If a product's specifications make no mention of power factor, or if the manufacturer is reluctant to provide this information when asked, that is a reliable indicator that the number is not one they are proud of. Reputable manufacturers list power factor openly because high power factor is a genuine selling point, evidence of quality driver engineering rather than something to hide.
The Broader Connection Between Power Factor and Overall Quality
Power factor is one of those specifications that tends to be strongly correlated with overall product quality. Manufacturers who invest in the engineering required to achieve excellent power factor typically apply the same rigour throughout the product, to the LED chip selection, to the thermal management of the housing, to the quality of optics and seals. Manufacturers who cut corners on power factor tend to cut corners in other areas as well.

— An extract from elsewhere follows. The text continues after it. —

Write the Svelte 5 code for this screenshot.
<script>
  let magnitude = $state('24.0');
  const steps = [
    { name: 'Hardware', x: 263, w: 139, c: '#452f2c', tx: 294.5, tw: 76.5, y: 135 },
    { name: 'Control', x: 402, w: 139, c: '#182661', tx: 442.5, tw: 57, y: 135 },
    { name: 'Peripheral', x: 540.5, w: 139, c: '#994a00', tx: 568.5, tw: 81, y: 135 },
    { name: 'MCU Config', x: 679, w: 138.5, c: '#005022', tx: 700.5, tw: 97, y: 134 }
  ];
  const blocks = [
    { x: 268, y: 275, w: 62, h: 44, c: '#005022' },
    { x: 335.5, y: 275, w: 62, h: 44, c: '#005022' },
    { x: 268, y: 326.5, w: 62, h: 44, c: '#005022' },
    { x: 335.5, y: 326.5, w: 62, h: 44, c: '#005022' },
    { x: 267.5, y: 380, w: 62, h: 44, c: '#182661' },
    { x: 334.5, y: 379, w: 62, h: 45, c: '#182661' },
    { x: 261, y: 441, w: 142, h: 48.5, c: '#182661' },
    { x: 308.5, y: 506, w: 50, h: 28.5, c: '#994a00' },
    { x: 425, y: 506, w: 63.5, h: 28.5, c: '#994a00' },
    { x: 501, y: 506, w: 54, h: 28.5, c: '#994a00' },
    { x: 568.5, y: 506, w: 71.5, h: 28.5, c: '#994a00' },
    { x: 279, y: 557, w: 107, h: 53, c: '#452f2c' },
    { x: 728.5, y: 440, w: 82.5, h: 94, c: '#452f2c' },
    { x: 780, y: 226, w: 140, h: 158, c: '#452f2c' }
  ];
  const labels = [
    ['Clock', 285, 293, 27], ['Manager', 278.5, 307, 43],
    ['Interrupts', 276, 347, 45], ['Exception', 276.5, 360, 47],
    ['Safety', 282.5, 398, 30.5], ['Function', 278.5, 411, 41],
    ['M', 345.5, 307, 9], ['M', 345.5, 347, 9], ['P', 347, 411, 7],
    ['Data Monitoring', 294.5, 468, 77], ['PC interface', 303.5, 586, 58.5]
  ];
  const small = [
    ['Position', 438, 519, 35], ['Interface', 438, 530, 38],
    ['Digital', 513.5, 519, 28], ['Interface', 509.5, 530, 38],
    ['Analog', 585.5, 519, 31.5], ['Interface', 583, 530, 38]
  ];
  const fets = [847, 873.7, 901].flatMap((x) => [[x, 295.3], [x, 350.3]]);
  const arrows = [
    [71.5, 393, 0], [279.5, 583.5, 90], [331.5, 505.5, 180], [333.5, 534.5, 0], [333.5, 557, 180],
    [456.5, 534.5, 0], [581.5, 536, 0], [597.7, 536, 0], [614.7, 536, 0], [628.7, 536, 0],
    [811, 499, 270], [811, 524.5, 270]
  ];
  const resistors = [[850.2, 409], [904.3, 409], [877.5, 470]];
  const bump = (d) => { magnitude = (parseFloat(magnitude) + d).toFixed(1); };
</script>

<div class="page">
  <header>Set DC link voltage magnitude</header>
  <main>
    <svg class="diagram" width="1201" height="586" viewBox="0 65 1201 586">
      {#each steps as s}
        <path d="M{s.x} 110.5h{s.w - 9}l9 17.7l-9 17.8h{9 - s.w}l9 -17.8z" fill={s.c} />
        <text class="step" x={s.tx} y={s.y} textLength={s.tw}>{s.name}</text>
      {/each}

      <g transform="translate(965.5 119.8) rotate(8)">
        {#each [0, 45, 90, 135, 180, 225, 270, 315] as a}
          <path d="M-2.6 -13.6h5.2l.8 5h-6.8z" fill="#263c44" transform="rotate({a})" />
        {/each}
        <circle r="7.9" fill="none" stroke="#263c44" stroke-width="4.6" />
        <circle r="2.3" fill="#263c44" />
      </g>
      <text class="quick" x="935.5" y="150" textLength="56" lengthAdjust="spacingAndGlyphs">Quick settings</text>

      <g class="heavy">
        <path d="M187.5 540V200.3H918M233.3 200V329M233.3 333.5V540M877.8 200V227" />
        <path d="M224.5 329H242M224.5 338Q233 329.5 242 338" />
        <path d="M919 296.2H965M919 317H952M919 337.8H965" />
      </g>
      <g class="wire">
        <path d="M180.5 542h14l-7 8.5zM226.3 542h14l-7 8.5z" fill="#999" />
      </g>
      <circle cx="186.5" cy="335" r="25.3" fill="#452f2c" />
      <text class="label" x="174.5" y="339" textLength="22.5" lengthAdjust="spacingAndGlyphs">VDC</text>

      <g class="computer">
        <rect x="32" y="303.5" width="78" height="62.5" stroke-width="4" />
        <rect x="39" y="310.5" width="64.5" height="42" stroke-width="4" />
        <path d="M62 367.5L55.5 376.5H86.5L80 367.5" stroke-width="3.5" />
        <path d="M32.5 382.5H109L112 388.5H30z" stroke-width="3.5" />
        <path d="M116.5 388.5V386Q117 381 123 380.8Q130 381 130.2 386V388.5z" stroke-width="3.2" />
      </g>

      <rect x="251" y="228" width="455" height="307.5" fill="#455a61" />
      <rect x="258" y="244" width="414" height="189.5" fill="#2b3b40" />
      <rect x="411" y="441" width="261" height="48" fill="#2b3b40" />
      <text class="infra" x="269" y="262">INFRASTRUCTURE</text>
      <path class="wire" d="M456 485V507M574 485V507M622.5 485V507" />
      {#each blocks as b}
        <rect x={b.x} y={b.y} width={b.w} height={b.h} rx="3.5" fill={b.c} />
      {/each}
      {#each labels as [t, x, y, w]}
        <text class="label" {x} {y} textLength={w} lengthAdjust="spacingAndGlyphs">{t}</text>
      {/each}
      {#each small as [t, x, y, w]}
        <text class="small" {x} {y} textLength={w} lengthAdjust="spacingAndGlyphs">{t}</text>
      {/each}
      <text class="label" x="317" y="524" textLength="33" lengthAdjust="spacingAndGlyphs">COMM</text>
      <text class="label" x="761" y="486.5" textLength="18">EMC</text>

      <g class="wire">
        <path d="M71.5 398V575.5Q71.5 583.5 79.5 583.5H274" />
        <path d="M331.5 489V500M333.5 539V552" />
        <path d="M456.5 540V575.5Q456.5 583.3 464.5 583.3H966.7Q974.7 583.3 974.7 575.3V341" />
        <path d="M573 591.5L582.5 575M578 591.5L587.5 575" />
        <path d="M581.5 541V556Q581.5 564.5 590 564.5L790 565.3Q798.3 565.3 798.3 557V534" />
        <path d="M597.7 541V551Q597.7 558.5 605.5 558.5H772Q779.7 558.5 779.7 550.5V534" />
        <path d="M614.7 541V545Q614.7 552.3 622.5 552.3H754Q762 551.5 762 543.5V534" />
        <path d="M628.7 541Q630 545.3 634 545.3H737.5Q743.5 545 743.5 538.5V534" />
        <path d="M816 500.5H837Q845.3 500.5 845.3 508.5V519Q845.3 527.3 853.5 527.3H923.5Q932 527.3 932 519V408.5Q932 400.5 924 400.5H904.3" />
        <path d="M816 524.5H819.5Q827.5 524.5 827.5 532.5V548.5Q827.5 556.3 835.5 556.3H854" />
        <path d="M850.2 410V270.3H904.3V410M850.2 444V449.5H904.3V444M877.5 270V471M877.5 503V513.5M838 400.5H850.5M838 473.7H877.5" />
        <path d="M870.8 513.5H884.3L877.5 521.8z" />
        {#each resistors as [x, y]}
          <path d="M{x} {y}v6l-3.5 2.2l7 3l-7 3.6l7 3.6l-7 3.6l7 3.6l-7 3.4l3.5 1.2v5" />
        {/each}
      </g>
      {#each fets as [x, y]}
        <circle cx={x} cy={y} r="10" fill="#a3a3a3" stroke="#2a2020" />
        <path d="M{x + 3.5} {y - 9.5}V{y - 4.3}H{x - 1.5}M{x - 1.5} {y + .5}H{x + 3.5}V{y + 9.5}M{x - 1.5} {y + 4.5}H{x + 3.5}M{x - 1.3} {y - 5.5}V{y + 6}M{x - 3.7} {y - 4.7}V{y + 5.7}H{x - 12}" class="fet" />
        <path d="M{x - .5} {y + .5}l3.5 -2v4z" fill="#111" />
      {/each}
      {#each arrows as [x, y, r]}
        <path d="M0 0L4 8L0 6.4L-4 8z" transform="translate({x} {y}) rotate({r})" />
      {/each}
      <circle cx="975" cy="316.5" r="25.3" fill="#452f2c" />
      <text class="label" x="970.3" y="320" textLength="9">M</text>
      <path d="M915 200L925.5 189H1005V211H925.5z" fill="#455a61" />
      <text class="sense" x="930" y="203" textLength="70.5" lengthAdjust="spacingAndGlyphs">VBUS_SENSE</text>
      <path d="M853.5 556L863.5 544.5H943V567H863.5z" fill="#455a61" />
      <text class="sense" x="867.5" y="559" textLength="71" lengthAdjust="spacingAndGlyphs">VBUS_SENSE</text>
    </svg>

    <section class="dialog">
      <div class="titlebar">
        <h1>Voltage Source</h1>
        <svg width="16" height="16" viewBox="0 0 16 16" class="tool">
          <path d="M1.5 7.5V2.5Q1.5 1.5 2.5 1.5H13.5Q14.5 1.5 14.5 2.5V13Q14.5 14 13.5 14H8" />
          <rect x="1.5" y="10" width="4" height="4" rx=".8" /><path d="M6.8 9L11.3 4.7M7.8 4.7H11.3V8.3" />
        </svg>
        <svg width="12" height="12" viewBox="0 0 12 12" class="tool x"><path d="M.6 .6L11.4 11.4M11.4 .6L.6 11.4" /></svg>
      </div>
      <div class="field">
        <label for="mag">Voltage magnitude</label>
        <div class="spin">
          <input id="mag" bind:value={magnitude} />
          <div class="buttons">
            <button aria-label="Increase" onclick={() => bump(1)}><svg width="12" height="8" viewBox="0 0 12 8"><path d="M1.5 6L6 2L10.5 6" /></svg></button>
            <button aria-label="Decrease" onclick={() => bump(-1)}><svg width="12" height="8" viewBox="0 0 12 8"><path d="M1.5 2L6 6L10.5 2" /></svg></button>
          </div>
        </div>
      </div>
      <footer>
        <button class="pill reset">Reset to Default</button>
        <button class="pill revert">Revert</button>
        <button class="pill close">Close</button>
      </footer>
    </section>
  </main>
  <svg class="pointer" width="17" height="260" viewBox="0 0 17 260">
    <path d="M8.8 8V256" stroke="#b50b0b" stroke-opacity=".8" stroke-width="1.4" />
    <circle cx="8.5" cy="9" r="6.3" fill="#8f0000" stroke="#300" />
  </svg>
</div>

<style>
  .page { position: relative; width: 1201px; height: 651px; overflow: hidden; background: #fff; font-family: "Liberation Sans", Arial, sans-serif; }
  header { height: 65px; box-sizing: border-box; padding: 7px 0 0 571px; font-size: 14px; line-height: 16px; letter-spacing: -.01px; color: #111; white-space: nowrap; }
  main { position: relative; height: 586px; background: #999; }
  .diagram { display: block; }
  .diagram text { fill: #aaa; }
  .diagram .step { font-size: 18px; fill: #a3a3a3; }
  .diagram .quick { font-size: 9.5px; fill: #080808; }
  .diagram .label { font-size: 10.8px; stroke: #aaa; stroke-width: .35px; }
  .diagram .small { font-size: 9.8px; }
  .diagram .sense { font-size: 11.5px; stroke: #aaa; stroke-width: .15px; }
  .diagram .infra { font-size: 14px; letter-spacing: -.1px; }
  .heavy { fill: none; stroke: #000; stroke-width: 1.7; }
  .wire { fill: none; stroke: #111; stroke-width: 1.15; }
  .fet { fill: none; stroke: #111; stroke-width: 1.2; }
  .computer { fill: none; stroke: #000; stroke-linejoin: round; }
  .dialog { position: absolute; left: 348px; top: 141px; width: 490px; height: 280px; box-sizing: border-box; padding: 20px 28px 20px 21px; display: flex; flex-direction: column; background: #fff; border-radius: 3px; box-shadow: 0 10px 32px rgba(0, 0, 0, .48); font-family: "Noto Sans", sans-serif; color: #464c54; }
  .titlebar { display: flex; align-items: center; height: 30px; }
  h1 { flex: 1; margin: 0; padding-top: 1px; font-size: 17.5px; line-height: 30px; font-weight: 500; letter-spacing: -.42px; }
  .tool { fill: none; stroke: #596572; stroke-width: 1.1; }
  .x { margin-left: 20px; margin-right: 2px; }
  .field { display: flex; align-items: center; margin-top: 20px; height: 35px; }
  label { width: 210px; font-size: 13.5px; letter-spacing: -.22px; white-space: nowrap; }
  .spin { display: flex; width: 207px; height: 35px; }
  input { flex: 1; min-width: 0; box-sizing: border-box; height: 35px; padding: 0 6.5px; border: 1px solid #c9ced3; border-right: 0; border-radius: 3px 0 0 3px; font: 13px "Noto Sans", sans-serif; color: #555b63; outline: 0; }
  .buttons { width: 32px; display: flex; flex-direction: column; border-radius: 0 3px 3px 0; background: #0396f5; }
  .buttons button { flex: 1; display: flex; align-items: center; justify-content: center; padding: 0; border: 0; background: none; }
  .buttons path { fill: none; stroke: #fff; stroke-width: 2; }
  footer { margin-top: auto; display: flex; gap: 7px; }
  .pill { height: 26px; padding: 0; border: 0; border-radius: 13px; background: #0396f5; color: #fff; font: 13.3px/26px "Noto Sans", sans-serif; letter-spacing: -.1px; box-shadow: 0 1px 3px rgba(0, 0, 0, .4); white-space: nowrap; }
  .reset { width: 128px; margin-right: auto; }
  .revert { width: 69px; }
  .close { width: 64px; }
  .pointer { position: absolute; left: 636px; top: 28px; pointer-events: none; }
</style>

This makes power factor a useful quality indicator even when you do not have access to every detailed specification. A fitting that clearly states PF 0.9 or above is almost certainly one whose manufacturer has taken quality seriously throughout. A fitting with no PF specification is one where the quality of the driver, and potentially the rest of the product, remains uncertain.
You do not need to become an electrical engineer to apply this knowledge practically. Simply check the power factor specification alongside colour temperature, CRI, and lumen output when evaluating any LED fitting for your home. It takes a few additional seconds and gives you a meaningful piece of information about the quality of what you are considering. Combined with the other specifications, it allows you to make a genuinely informed decision that saves money over time and results in a home lit with fittings that perform reliably for years rather than disappointing you earlier than they should.